Written by NPM Capital | Dec 17, 2019 5:00:00 AM

New technology is increasingly seeping into areas which, until recently, were considered the exclusive domain of humans, such as recruitment. Nik Nieuwenhuijs, founder and CEO of creative digital agency CODE D’AZUR, tells about an exciting blend of creativity, strategy and technology for ABN AMRO.

In early 2018, Maarten Bokhoven, Head of Employer Branding at ABN AMRO Bank, contacted Nieuwenhuijs. Bokhoven told Nieuwenhuijs his bank needed around 600 highly skilled IT workers – who happened to be extremely thin on the ground. He also asked if CODE D’AZUR might think about a way to get young digital natives – who are being courted by just about every company in the world – interested in a job with a large corporation which also found itself dogged by the poor image of the banking industry.

“We learned from initial talks we had with ABN AMRO after they first contacted us that they believed they were dealing with a communication problem, which could be solved through the use of creativity and technology,” Nieuwenhuijs tells us in his office on Amsterdam’s Oostelijke Handelskade. “However, more, different or smarter communication often does not solve the real problem at hand. So in this case, we turned the communication issue into a question: How can the bank create a compelling narrative that will get it noticed by young IT graduates, and shed its image as a run-of-the-mill employer in the process?”

This challenge eventually resulted in The Lockdown: a mobile escape room game powered by augmented reality, which can be played anywhere in the world. Nieuwenhuijs: “In creating the game, we looked 10 years ahead into the future of finance. Players are presented with some pretty tricky challenges related to blockchain, AI and information security, and must prevent a financial disaster. Players only find out at the very end of the game that it was created by ABN AMRO.”

The Lockdown was a massive success: the app was downloaded 11,000 times in two months’ time, during which people spent more than 1,500 hours playing the game. The bank received more than 1,040 job applications altogether, up 43 per cent from the same period in the previous year.

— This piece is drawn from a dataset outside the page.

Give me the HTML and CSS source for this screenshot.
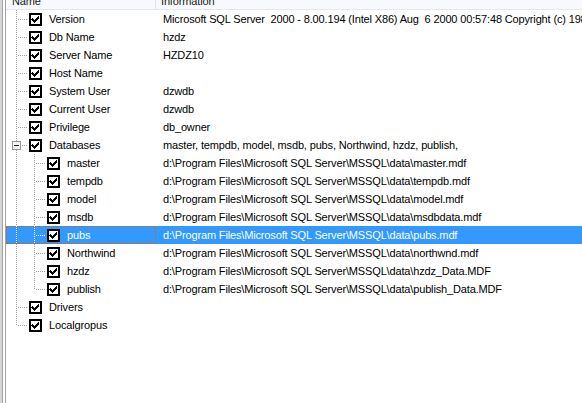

Yet Nieuwenhuijs does not view The Lockdown as an aggressive recruitment campaign. “While it’s true that it really expanded our pool of applicants, the point of the campaign was really to put ABN AMRO on the map as an employer that offers great digital job opportunities. It was so successful because we created something that was both very cool and could be used as a type of assessment tool. As a digital agency, we’re familiar with the target audience. We knew this demographic generally loves games, including brain games. The Lockdown turned out to be an exciting blend of creativity, strategy and technology. It’s not exactly your average recruitment campaign.”